Comme elle l’avait déjà mentionné, la CIDH exprime sa préoccupation pour la situation difficile dans laquelle se trouve la société haïtienne, et qui se manifeste par l’extrême pauvreté que connaît la majorité de la population, par les taux élevés d’analphabétisme et de mortalité materno-infantile, et de malnutrition. Il convient de signaler que toutes ces conditions créent une situation de crise sociale et représentent en elles-mêmes une série de violations des droits humains. Dans ce contexte, le respect effectif des droits humains ne concerne pas uniquement les droits civils et politiques, mais aussi les droits économiques, sociaux et culturels, qui constituent un défi de grande envergure qui ne peut se résoudre sans une participation profonde et sans l’élaboration d’un plan concret de développement de la part du Gouvernement haïtien, avec la collaboration des différents secteurs de la société civile et de la communauté internationale.

La CIDH a également été informée que récemment la violence a considérablement augmenté à Cite Soleil, les dénonciations des cas de viols de petites filles, les assassinats et la détention illégale d’armes par des civiles, sont des faits préoccupants. La CIDH constate que les efforts de l’Etat dans sa campagne pour le désarmement national a eu peu de résultat. En ce sens, la CIDH rappelle qu’il est du devoir de l’État de combattre toute manifestation de forces de sécurité illégales ainsi que des structures de pouvoir parallèles et, doit avoir un plus grand contrôle sur la possession et l’usage d‘armes à feu. Il est indispensable que le monopole de la force soit exercé exclusivement par ceux qui en ont le mandat constitutionnel, et que les autorités responsables fassent diligence pour enquêter, juger et sanctionner ceux qui font partie de ces groupes.

Compte tenu de l’importance que la CIDH accorde à la liberté d‘expression, le Rapporteur Spécial pour la Liberté d’expression, M. Eduardo Bertoni a décidé de participé à cette mission. Il a eu l’occasion d’obtenir des données et des informations sur l’exercice de la liberté d’expression en Haïti que serviront à l’élaboration d’un rapport.

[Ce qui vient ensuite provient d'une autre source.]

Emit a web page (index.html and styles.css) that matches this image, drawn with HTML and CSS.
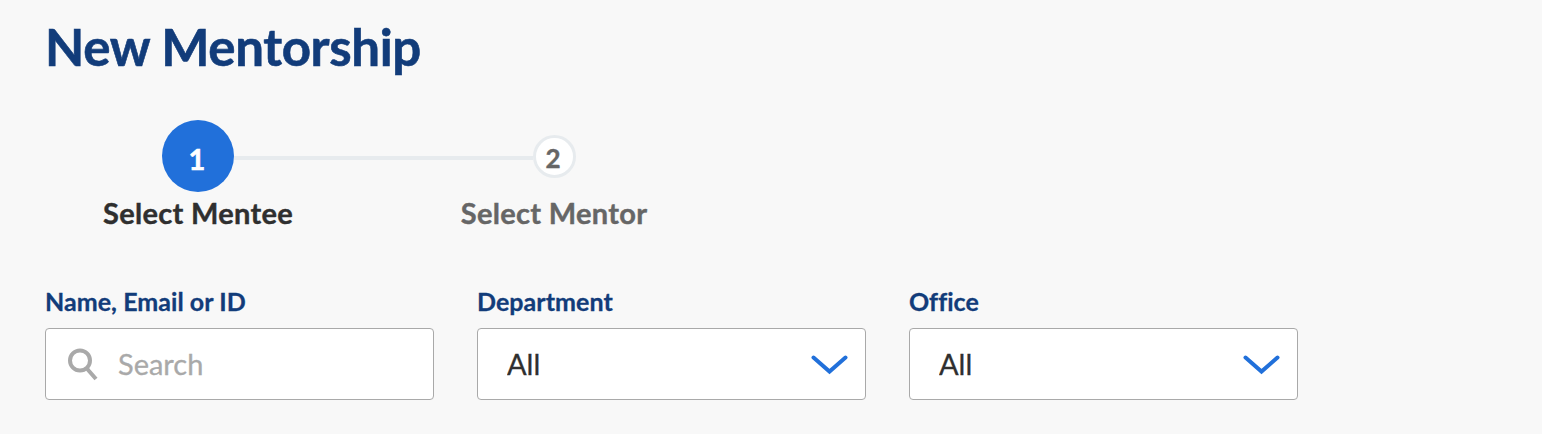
FILE: index.html
```html
<!DOCTYPE html>
<html lang="en">
<head>
    <meta charset="UTF-8">
    <meta name="viewport" content="width=device-width, initial-scale=1.0">
    <title>New Mentorship</title>
    <link rel="stylesheet" href="styles.css">
</head>
<body>

    <h1>New Mentorship</h1>

    <!-- Steps -->
    <ol class="stepper">
        <li class="step active">
            <div class="step-marker"><span class="step-number">1</span></div>
            <span class="step-label">Select Mentee</span>
        </li>
        <li class="step">
            <div class="step-marker"><span class="step-number">2</span></div>
            <span class="step-label">Select Mentor</span>
        </li>
    </ol>

    <!-- Filters -->
    <form class="filters">
        <div class="field">
            <label for="search">Name, Email or ID</label>
            <div class="control search">
                <svg class="search-icon" width="32" height="34" viewBox="0 0 32 34">
                    <circle cx="14" cy="13.5" r="10"></circle>
                    <path d="M20.5 21L23 24L30 32"></path>
                </svg>
                <input type="text" id="search" placeholder="Search">
            </div>
        </div>

        <div class="field">
            <label for="department">Department</label>
            <div class="control dropdown">
                <select id="department">
                    <option>All</option>
                </select>
                <svg class="chevron" width="38" height="22" viewBox="0 0 38 22">
                    <path d="M3.5 4.5L19.5 18.5L35.5 4.5"></path>
                </svg>
            </div>
        </div>

        <div class="field">
            <label for="office">Office</label>
            <div class="control dropdown">
                <select id="office">
                    <option>All</option>
                </select>
                <svg class="chevron" width="38" height="22" viewBox="0 0 38 22">
                    <path d="M3.5 4.5L19.5 18.5L35.5 4.5"></path>
                </svg>
            </div>
        </div>
    </form>

</body>
</html>
```
FILE: styles.css
```css
* {
    box-sizing: border-box;
}

body {
    font-family: Lato, sans-serif;
    background-color: #f8f8f8;
    margin: 0;
    padding: 17px 45px 0;
}

h1 {
    margin: 0;
    color: #123c7a;
    font-size: 51px;
    line-height: 60px;
    font-weight: bold;
    letter-spacing: -0.35px;
    -webkit-text-stroke: 0.6px;
}

.stepper {
    display: flex;
    list-style: none;
    margin: 43px 0 0 -25px;
    padding: 0;
}

.step {
    width: 356px;
    display: flex;
    flex-direction: column;
    align-items: center;
    color: #666;
}

.step-marker {
    width: 100%;
    height: 72px;
    display: flex;
    align-items: center;
    justify-content: center;
}

.step-marker::before,
.step-marker::after {
    content: "";
    flex: 1;
    height: 4px;
    margin-top: 4px;
}

.step.active .step-marker::after,
.step:last-child .step-marker::before {
    background: #e7ebee;
}

.step-number {
    width: 43px;
    height: 43px;
    display: flex;
    align-items: center;
    justify-content: center;
    padding: 4px 2px 0 0;
    border: 3px solid #e7ebee;
    border-radius: 50%;
    background: white;
    font-size: 26px;
    font-weight: bold;
    -webkit-text-stroke: 0.4px;
}

.active .step-number {
    width: 72px;
    height: 72px;
    padding: 5px 2px 0 0;
    border: none;
    background: #2170da;
    color: white;
    font-size: 29px;
    -webkit-text-stroke: 0.6px;
}

.step-label {
    margin-top: 3px;
    font-size: 29px;
    line-height: 36px;
    font-weight: bold;
    letter-spacing: 0.3px;
    -webkit-text-stroke: 0.4px;
}

.active .step-label {
    color: #2f2f2f;
}

.filters {
    display: flex;
    gap: 43px;
    margin-top: 54px;
}

.field {
    width: 389px;
}

label {
    display: block;
    color: #123c7a;
    font-size: 25px;
    line-height: 32px;
    font-weight: bold;
    letter-spacing: 0.05px;
    -webkit-text-stroke: 0.3px;
}

.control {
    display: flex;
    align-items: center;
    height: 72px;
    margin-top: 11px;
    border: 1px solid #a9a9a9;
    border-radius: 4px;
    background: white;
}

input, select {
    flex: 1;
    min-width: 0;
    height: 100%;
    border: none;
    background: transparent;
    appearance: none;
    outline: none;
    color: #2f2f2f;
    font-family: inherit;
    font-size: 29px;
    -webkit-text-stroke: 0.3px;
}

.search {
    padding: 0 20px;
}

.search input {
    padding: 0 0 2px;
    margin-left: 20px;
}

input::placeholder {
    color: #a9a9a9;
}

.search-icon {
    fill: none;
    stroke: #a9a9a9;
    stroke-width: 4;
    stroke-linejoin: round;
}

.dropdown {
    padding: 0 17px 0 29px;
}

select {
    padding: 0 0 2px;
}

.chevron {
    fill: none;
    stroke: #2170da;
    stroke-width: 4;
    stroke-linecap: round;
}
```
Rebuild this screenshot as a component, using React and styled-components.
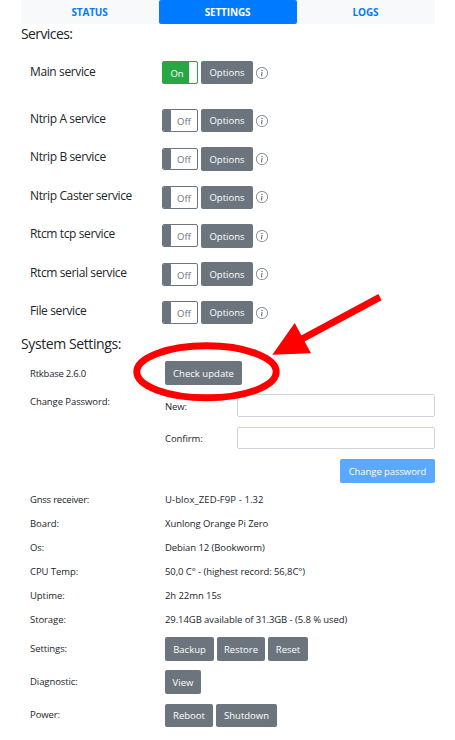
import React from "react";
import styled, { createGlobalStyle } from "styled-components";

const GlobalStyle = createGlobalStyle`
  * { box-sizing: border-box; }
  body {
    margin: 0;
    background: #fff;
    color: #212529;
    font-family: "Open Sans", "Noto Sans", sans-serif;
    font-size: 9.5px;
    line-height: 14px;
  }
`;

const Page = styled.main`
  position: relative;
  width: 455px;
  height: 740px;
  padding: 0 20px 0 21px;
  overflow: hidden;
`;

const Tabs = styled.nav`
  display: grid;
  grid-template-columns: repeat(3, 1fr);
  height: 24px;
  background: #f8f9fa;
`;

const Tab = styled.a`
  display: flex;
  align-items: center;
  justify-content: center;
  padding-right: 1px;
  border-radius: 2px;
  font-weight: 700;
  font-size: 10px;
  letter-spacing: -0.15px;
  color: ${(p) => (p.$active ? "#fff" : "#007bff")};
  background: ${(p) => (p.$active ? "#007bff" : "transparent")};
`;

const Heading = styled.h2`
  margin: 0;
  height: ${(p) => p.$height}px;
  font-size: 14px;
  font-weight: 400;
  line-height: 20px;
  letter-spacing: ${(p) => p.$spacing}px;
`;

const ServiceList = styled.section`
  padding-left: 9px;
`;

const ServiceRow = styled.div`
  display: grid;
  grid-template-columns: 132px 39px 55px 12px;
  align-items: start;
  height: ${(p) => p.$height}px;
`;

const ServiceName = styled.span`
  padding-top: ${(p) => p.$top}px;
  font-size: 12px;
  line-height: 20px;
  letter-spacing: -0.38px;
  white-space: nowrap;
`;

const Toggle = styled.div`
  display: flex;
  flex-direction: ${(p) => (p.$on ? "row" : "row-reverse")};
  width: 36px;
  height: ${(p) => p.$height}px;
  margin-top: ${(p) => p.$top || 0}px;
  border: 1px solid ${(p) => (p.$on ? "#28a745" : "#6c757d")};
  border-radius: 2px;
  overflow: hidden;
  color: ${(p) => (p.$on ? "#fff" : "#6c757d")};
  background: ${(p) => (p.$on ? "#28a745" : "#fff")};
`;

const ToggleText = styled.span`
  flex: 1;
  padding: 1px 0 0 ${(p) => (p.$on ? 2 : 0)}px;
  line-height: ${(p) => p.$line}px;
  text-align: center;
`;

const ToggleHandle = styled.span`
  width: 8px;
  border-radius: 1px;
  background: ${(p) => (p.$on ? "#fff" : "#6c757d")};
`;

const Button = styled.button`
  width: ${(p) => p.$width}px;
  height: ${(p) => p.$height || 24}px;
  padding: ${(p) => (p.$height === 23 ? 1 : 2)}px 0 0;
  border: 0;
  border-radius: 2px;
  font: inherit;
  letter-spacing: ${(p) => p.$spacing || 0}px;
  white-space: nowrap;
  color: #fff;
  background: ${(p) => (p.$primary ? "#5aa9ff" : "#6c757d")};
`;

const InfoSvg = styled.svg`
  display: block;
  width: 12px;
  height: 12px;
  margin-top: ${(p) => p.$top}px;
`;

const Settings = styled.section`
  padding-left: 9px;
`;

const SettingRow = styled.div`
  display: grid;
  grid-template-columns: 135px 1fr;
  height: ${(p) => p.$height}px;
`;

const Label = styled.span`
  padding-top: ${(p) => p.$top || 0}px;
  letter-spacing: ${(p) => p.$spacing ?? -0.08}px;
`;

const ButtonGroup = styled.div`
  display: flex;
  align-items: flex-start;
  gap: 3px;
`;

const PasswordForm = styled.form`
  display: flex;
  flex-direction: column;
`;

const Field = styled.label`
  display: grid;
  grid-template-columns: 72px 1fr;
  height: ${(p) => p.$height}px;
`;

const Input = styled.input`
  width: 100%;
  height: ${(p) => p.$height}px;
  border: 1px solid #ced4da;
  border-radius: 2px;
  background: #fff;
  outline: 0;
`;

const Submit = styled.div`
  display: flex;
  justify-content: flex-end;
`;

const Annotation = styled.svg`
  position: absolute;
  inset: 0;
  pointer-events: none;
`;

const services = [
  { name: "Main service", on: true, height: 48, button: 23, toggle: 23, icon: 6 },
  { name: "Ntrip A service", height: 38, button: 23, toggle: 23, icon: 6, nameTop: 0 },
  { name: "Ntrip B service", height: 39, button: 24, toggle: 22, top: 1, icon: 6, nameTop: 0 },
  { name: "Ntrip Caster service", height: 38, button: 23, toggle: 23, icon: 5, nameTop: 0 },
  { name: "Rtcm tcp service", height: 38, button: 24, toggle: 23, icon: 6, nameTop: 0 },
  { name: "Rtcm serial service", height: 39, button: 24, toggle: 23, top: 1, icon: 6 },
  { name: "File service", height: 33, button: 23, toggle: 23, icon: 6, nameTop: 0 },
];

const facts = [
  ["Gnss receiver:", "U-blox_ZED-F9P - 1.32", -0.22, 0.1],
  ["Board:", "Xunlong Orange Pi Zero"],
  ["Os:", "Debian 12 (Bookworm)"],
  ["CPU Temp:", "50,0 C° - (highest record: 56,8C°)"],
  ["Uptime:", "2h 22mn 15s"],
  ["Storage:", "29.14GB available of 31.3GB - (5.8 % used)"],
];

function InfoIcon({ top }) {
  return (
    <InfoSvg $top={top} viewBox="0 0 16 16" fill="#6c757d">
      <path d="M8 15A7 7 0 1 1 8 1a7 7 0 0 1 0 14zm0 1A8 8 0 1 0 8 0a8 8 0 0 0 0 16z" />
      <path d="m8.93 6.588-2.29.287-.082.38.45.083c.294.07.352.176.288.469l-.738 3.468c-.194.897.105 1.319.808 1.319.545 0 1.178-.252 1.465-.598l.088-.416c-.2.176-.492.246-.686.246-.275 0-.375-.193-.304-.533L8.93 6.588zM9 4.5a1 1 0 1 1-2 0 1 1 0 0 1 2 0z" />
    </InfoSvg>
  );
}

function Service({ item }) {
  return (
    <ServiceRow $height={item.height}>
      <ServiceName $top={item.nameTop ?? 1}>{item.name}</ServiceName>
      <Toggle $on={item.on} $top={item.top} $height={item.toggle}>
        <ToggleText $on={item.on} $line={item.toggle - 2}>{item.on ? "On" : "Off"}</ToggleText>
        <ToggleHandle $on={item.on} />
      </Toggle>
      <Button $width={52} $height={item.button}>Options</Button>
      <InfoIcon top={item.icon} />
    </ServiceRow>
  );
}

export default function App() {
  return (
    <>
      <GlobalStyle />
      <Page>
        <Tabs>
          <Tab>STATUS</Tab>
          <Tab $active>SETTINGS</Tab>
          <Tab>LOGS</Tab>
        </Tabs>
        <Heading $height={37} $spacing={-0.6}>Services:</Heading>
        <ServiceList>
          {services.map((s) => <Service key={s.name} item={s} />)}
        </ServiceList>
        <Heading $height={27} $spacing={-0.4}>System Settings:</Heading>
        <Settings>
          <SettingRow $height={33}>
            <Label $top={6} $spacing={-0.23}>Rtkbase 2.6.0</Label>
            <ButtonGroup>
              <Button $width={77} $spacing={0.03}>Check update</Button>
            </ButtonGroup>
          </SettingRow>
          <SettingRow $height={99}>
            <Label $top={1}>Change Password:</Label>
            <PasswordForm>
              <Field $height={33}>
                <Label $top={6}>New:</Label>
                <Input type="password" $height={23} />
              </Field>
              <Field $height={32}>
                <Label $top={5}>Confirm:</Label>
                <Input type="password" $height={22} />
              </Field>
              <Submit>
                <Button type="button" $primary $width={95} $spacing={-0.08}>Change password</Button>
              </Submit>
            </PasswordForm>
          </SettingRow>
          {facts.map(([name, value, nameSpacing, valueSpacing]) => (
            <SettingRow key={name} $height={24}>
              <Label $spacing={nameSpacing}>{name}</Label>
              <Label $spacing={valueSpacing}>{value}</Label>
            </SettingRow>
          ))}
          <SettingRow $height={33}>
            <Label $top={5}>Settings:</Label>
            <ButtonGroup>
              <Button $width={49}>Backup</Button>
              <Button $width={48}>Restore</Button>
              <Button $width={40}>Reset</Button>
            </ButtonGroup>
          </SettingRow>
          <SettingRow $height={34}>
            <Label $top={5}>Diagnostic:</Label>
            <ButtonGroup><Button $width={36}>View</Button></ButtonGroup>
          </SettingRow>
          <SettingRow $height={24}>
            <Label $top={4}>Power:</Label>
            <ButtonGroup>
              <Button $width={48} $height={23}>Reboot</Button>
              <Button $width={61} $height={23}>Shutdown</Button>
            </ButtonGroup>
          </SettingRow>
        </Settings>
        <Annotation width="455" height="740" viewBox="0 0 455 740">
          <ellipse cx="206.5" cy="371.8" rx="69.7" ry="26" fill="none" stroke="#f00" strokeWidth="7" />
          <path d="M380 297.2 301 339.5" stroke="#f00" strokeWidth="7" />
          <path d="M272.3 354.8 294.7 323 311 353.3z" fill="#f00" />
        </Annotation>
      </Page>
    </>
  );
}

Le Bureau du Rapporteur exprime sa préoccupation face aux cas d’assassinats, de menaces et de harcèlements de journalistes, tous ces évènements dénotent une atmosphère qui va à l’encontre de l’exercice du droit à la liberté d ‘expression en Haïti. Le Bureau du Rapporteur a reçu des informations sur ces faits ainsi que sur l‘état des recherches pour déterminer les responsables des assassinats des journalistes Jean Dominique et Brignol Lindor.

La CIDH continuera à observer avec attention le développement de la situation des droits de l‘homme en Haití. La visite qui prend fin aujourd‘hui a été une occasion excellente pour atteindre ce but et pour approfondir le dialogue que la Commission maintient, dans le cadre de sa compétence, avec les autorités et la société haïtienne. La CIDH réitère sa prédisposition à collaborer avec le Gouvernement ainsi qu’avec la société dans son ensemble, afin de contribuer au renforcement de la défense et de la protection des droits de l’homme, dans un contexte démocratique et de légalité constitutionnelle.

La CIDH est l’un des principaux organes de l’Organisation des États Américains (OEA), dont le mandat est de promouvoir l’observance des droits humains dans l’hémisphère. Comme elle l‘a déjà mentionnée, les visites de la CIDH se réalisent dans le cadre de la Résolution 806 de l’OEA du 15 janvier 2002. La Commission remercie le Gouvernement haïtien et la Mission Spéciale de l’OEA en Haïti pour toutes les facilités procurées pour la réalisation de cette visite.